While Pau Casals lived in Catalonia he devoted himself to forming a private collection of Catalan painting. The works of artists linked to Sala Parés and the circle of Joan Merli can now be seen in the museum.

Documentary collection:
The documentary collection of the Pau Casals Foundation is conserved in the National Archive of Catalonia, in Sant Cugat del Vallès. This collection is made up of all documentation referring both to the personal and professional life of the teacher between 1876 and 1976. Some of his compositions and personal correspondence stand out, where he can see the relationship that he maintained with several personalities of the world of Catalan culture and, in general, with the various fields of contemporary culture, politics and society. Also, the section on sound and image documents stands out.

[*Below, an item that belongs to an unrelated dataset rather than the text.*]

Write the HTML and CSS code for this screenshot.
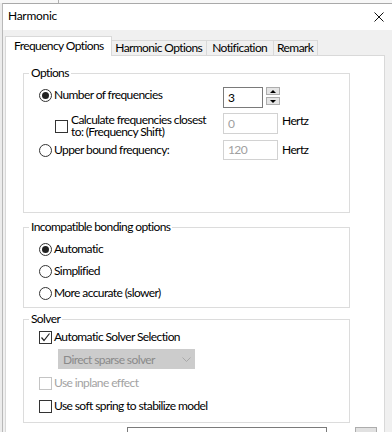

The Pablo Casals Collection is formed by the documents relating to the personal, professional and public life of Pau Casals from 1876 to 1976. The collection contains the documents generated and received by Pau Casals, his personal and family documents, the documents produced as a consequence of his artistic activity as a musician, and documentation on his associative and political activity. Because of its volume and interest, the creative work which it contains is notable among the ensemble of the fonds, including compositions by Pau Casals as well as by other musicians. Likewise significant is the correspondence fonds, which is of special interest since it bears witness to the relations maintained by Pau Casals with the diverse spheres of culture, politics and society of his times.

Another notable feature of the collection is its image and sound section, formed by photographs, sketches, diplomas, prints and drawings, and an important sound and audiovisual collection, the latter containing, among other things, diverse 8mm and 16mm films dealing with Pau Casals’ life. The Pablo Casals Collection is currently on deposit at the National Archive of Catalonia (ANC).